Items from a dataset:
<<<<
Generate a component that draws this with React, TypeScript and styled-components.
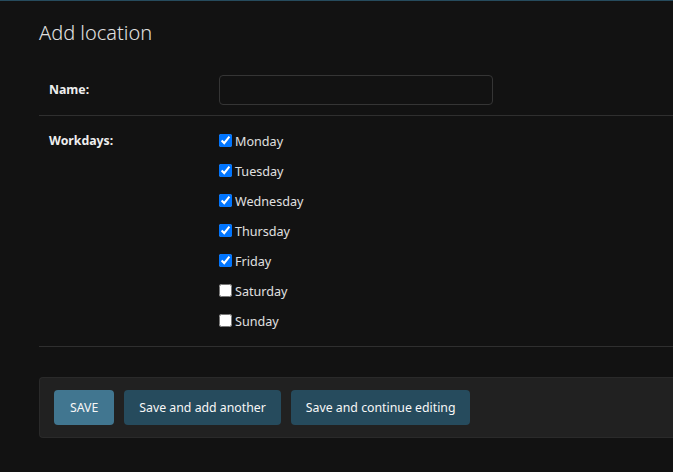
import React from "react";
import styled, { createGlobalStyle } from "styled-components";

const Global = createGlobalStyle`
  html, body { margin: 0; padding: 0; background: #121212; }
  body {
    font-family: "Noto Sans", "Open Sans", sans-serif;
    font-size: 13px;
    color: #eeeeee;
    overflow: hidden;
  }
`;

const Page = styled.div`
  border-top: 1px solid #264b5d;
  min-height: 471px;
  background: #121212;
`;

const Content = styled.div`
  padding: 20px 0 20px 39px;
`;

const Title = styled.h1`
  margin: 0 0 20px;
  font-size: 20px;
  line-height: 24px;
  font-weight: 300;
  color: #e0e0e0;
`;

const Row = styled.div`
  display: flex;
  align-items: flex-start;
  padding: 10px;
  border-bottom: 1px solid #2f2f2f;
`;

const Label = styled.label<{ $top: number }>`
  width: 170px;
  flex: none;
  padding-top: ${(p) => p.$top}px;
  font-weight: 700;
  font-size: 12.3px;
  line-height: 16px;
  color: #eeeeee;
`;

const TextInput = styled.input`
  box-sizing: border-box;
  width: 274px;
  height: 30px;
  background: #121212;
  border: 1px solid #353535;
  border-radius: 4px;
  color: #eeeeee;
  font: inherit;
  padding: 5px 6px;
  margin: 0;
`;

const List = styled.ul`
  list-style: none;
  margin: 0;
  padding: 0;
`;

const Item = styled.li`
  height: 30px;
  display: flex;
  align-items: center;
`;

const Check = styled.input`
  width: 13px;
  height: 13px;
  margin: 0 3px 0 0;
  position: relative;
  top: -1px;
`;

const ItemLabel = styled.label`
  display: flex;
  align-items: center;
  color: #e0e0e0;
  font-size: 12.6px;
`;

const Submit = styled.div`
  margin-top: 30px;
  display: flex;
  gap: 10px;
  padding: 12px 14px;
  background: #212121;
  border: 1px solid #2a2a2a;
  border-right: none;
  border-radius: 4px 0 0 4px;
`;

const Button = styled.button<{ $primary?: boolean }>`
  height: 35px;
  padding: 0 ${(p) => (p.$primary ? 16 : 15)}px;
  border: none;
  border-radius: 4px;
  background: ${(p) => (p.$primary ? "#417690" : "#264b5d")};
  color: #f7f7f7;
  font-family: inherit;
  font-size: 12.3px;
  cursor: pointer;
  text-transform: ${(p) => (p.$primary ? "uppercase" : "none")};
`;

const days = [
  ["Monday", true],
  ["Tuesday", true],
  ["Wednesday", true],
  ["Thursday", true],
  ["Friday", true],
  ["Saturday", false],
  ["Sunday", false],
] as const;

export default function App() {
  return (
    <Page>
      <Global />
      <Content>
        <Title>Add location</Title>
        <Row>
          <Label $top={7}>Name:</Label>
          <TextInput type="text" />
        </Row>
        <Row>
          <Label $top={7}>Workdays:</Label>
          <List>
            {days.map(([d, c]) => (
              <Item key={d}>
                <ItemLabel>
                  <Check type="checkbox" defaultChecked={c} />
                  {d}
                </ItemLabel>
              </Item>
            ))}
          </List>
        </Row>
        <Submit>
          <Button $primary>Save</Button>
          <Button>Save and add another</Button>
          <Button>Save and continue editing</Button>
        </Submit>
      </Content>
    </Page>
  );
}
>>>>
<<<<
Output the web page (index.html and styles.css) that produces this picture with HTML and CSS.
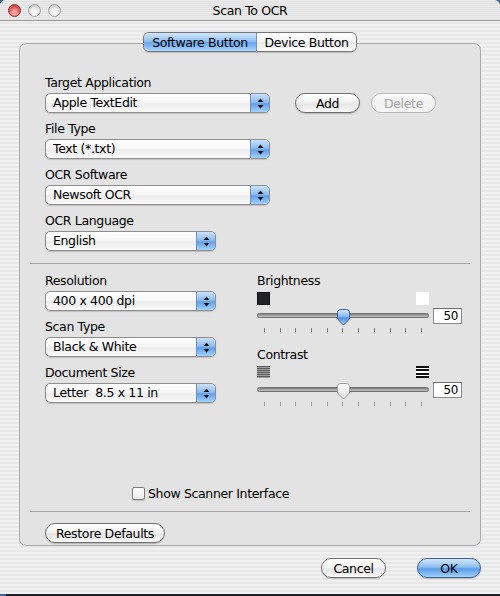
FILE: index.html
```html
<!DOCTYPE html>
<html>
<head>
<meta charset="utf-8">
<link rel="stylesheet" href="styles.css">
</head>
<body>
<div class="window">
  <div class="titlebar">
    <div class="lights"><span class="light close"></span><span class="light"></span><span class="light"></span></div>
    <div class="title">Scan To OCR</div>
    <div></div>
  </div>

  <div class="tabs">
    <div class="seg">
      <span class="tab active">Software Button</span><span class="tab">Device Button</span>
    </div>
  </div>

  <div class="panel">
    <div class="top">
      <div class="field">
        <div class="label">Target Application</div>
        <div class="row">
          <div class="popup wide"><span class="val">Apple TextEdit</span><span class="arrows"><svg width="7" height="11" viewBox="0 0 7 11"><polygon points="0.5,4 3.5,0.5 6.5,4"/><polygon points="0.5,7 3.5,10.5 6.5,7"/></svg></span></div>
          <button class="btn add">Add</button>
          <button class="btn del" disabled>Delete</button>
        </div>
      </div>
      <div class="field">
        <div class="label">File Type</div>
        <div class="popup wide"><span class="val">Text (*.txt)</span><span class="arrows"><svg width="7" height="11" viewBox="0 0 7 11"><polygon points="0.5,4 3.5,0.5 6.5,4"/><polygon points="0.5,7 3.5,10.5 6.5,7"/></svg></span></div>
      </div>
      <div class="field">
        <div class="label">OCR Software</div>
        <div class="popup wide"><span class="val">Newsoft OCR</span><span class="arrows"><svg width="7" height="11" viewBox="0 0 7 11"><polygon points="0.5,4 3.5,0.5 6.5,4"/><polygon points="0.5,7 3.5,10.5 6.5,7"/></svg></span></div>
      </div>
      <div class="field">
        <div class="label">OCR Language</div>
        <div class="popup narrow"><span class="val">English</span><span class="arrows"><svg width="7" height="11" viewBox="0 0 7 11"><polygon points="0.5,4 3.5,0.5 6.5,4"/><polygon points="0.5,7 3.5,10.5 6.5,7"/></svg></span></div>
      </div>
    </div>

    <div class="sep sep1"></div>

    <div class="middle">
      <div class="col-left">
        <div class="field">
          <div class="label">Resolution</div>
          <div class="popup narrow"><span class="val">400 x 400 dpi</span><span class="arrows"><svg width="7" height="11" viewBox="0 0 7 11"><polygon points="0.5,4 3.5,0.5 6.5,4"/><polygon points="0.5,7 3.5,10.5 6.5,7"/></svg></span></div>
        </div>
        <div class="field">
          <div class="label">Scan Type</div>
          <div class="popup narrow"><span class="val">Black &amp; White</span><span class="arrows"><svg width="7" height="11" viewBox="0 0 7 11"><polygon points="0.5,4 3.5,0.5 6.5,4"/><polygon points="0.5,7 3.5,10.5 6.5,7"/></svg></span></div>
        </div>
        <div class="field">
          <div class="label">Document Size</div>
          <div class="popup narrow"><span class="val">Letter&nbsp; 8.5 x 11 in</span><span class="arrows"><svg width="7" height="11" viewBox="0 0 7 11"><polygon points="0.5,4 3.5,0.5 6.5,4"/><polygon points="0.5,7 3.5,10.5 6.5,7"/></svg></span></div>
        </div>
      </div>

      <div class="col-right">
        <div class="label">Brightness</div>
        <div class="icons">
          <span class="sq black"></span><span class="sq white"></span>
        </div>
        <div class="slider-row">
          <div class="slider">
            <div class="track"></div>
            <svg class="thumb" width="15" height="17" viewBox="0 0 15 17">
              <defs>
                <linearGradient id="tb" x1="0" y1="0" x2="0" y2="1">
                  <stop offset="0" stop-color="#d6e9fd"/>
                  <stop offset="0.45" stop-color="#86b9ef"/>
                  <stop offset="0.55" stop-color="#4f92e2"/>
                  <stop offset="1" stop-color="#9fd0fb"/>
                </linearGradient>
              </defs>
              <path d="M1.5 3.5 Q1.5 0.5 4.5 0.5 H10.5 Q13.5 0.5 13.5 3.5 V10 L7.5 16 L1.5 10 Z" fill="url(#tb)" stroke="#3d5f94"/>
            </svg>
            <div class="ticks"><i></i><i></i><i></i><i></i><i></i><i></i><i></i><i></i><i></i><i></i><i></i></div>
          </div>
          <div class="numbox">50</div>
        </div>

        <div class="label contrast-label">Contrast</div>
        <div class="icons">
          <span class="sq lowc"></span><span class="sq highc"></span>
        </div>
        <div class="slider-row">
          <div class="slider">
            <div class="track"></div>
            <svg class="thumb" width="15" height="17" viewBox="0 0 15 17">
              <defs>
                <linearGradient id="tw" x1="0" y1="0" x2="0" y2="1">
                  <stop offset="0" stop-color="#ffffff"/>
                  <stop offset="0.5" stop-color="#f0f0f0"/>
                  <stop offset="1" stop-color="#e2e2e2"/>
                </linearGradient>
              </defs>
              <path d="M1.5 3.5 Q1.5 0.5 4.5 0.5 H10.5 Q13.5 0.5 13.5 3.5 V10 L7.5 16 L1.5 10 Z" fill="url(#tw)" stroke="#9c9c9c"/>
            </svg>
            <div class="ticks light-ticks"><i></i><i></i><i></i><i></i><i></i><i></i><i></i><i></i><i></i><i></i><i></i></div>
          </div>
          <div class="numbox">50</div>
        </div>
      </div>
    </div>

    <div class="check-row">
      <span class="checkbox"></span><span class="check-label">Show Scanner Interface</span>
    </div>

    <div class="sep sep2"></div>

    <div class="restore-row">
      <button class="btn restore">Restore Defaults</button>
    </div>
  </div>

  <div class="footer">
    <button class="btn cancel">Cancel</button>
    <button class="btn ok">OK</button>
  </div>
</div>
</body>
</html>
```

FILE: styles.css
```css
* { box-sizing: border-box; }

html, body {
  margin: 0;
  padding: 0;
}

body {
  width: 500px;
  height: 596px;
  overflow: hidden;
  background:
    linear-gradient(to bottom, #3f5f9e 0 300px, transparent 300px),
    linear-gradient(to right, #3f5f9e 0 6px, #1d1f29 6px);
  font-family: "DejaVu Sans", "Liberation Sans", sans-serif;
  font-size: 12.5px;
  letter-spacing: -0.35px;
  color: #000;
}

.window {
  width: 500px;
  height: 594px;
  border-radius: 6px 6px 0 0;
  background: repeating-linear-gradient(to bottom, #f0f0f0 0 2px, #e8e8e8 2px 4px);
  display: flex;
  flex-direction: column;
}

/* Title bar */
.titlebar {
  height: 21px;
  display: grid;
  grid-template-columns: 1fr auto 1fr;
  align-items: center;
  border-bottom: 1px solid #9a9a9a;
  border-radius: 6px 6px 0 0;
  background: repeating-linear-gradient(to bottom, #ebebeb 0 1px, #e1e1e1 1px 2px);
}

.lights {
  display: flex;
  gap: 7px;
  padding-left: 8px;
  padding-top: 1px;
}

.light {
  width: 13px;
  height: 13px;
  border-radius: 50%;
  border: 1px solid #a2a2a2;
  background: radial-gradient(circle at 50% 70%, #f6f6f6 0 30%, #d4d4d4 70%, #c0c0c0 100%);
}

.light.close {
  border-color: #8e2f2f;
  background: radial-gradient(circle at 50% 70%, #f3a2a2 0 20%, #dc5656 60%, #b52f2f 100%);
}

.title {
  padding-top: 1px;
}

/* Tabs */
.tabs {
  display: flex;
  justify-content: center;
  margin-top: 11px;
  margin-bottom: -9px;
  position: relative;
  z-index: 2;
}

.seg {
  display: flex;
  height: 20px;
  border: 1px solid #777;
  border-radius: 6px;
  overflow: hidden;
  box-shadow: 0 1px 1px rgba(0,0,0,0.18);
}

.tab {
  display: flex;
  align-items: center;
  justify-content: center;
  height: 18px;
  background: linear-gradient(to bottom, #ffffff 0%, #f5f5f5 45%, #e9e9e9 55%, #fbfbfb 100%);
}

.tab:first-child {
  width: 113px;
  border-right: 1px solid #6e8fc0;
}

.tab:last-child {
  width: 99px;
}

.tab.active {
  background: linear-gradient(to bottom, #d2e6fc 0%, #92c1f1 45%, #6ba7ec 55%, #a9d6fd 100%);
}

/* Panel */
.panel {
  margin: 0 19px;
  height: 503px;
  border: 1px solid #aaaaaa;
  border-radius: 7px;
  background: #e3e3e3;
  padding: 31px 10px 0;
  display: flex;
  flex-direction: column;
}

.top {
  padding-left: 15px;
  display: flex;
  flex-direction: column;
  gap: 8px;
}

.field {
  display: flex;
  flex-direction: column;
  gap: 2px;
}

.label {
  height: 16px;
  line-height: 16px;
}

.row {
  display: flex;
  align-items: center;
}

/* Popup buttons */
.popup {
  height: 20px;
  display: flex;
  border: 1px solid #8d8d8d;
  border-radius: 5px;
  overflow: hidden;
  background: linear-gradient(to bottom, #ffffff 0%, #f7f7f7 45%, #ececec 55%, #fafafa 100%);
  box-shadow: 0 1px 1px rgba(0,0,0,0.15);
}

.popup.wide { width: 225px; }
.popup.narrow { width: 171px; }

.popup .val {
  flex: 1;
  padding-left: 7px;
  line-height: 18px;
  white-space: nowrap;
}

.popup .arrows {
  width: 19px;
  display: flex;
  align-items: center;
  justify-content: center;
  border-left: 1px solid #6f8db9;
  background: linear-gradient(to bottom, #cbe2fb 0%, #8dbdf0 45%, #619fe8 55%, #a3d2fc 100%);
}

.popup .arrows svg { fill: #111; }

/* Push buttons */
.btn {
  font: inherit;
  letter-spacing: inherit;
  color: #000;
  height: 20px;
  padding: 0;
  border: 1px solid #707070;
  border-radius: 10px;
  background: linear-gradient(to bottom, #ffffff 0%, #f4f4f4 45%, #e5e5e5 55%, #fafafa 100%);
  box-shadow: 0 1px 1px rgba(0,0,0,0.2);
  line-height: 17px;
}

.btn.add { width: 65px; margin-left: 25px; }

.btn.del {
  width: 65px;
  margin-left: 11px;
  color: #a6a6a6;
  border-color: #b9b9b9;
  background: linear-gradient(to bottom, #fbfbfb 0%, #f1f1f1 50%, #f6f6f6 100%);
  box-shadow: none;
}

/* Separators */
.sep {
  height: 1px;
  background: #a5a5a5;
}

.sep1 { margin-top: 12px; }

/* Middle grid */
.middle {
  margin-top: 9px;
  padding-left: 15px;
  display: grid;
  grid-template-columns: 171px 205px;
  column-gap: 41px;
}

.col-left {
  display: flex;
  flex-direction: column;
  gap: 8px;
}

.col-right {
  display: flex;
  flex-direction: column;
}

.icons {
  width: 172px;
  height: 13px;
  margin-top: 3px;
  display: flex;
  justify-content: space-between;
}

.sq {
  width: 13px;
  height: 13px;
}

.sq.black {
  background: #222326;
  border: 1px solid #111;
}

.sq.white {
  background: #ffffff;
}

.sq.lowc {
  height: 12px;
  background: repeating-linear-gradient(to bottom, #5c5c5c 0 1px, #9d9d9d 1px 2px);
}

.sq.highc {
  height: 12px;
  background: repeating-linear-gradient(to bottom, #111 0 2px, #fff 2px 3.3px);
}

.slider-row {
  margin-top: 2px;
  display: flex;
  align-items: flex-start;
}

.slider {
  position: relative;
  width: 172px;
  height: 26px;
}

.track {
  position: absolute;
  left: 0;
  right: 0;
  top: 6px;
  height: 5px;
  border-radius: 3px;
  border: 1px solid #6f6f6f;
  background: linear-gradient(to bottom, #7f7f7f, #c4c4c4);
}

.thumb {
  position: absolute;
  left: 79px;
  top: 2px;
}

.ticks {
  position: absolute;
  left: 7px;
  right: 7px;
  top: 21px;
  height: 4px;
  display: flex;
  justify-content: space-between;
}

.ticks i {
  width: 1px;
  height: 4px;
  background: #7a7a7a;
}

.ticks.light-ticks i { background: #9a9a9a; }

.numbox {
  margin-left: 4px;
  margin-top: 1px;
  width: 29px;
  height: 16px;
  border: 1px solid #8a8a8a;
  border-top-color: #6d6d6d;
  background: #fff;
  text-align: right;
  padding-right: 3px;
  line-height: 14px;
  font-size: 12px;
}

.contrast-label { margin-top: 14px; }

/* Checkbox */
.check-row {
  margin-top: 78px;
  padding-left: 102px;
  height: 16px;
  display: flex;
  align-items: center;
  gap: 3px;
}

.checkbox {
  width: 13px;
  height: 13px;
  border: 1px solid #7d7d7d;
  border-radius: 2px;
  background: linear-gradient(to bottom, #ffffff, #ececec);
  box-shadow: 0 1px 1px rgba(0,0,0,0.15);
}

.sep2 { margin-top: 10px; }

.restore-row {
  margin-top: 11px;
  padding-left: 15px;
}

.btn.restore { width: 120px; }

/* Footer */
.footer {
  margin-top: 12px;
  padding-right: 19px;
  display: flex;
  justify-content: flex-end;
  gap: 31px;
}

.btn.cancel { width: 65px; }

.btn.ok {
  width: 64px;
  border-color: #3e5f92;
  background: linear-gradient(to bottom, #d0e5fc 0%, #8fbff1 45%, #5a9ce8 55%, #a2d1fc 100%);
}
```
>>>>
PROBLEM STATEMENT: Extract, from the material above, each line holding the word "components".

EXERCISE RESPONSE:
Generate a component that draws this with React, TypeScript and styled-components.
import styled, { createGlobalStyle } from "styled-components";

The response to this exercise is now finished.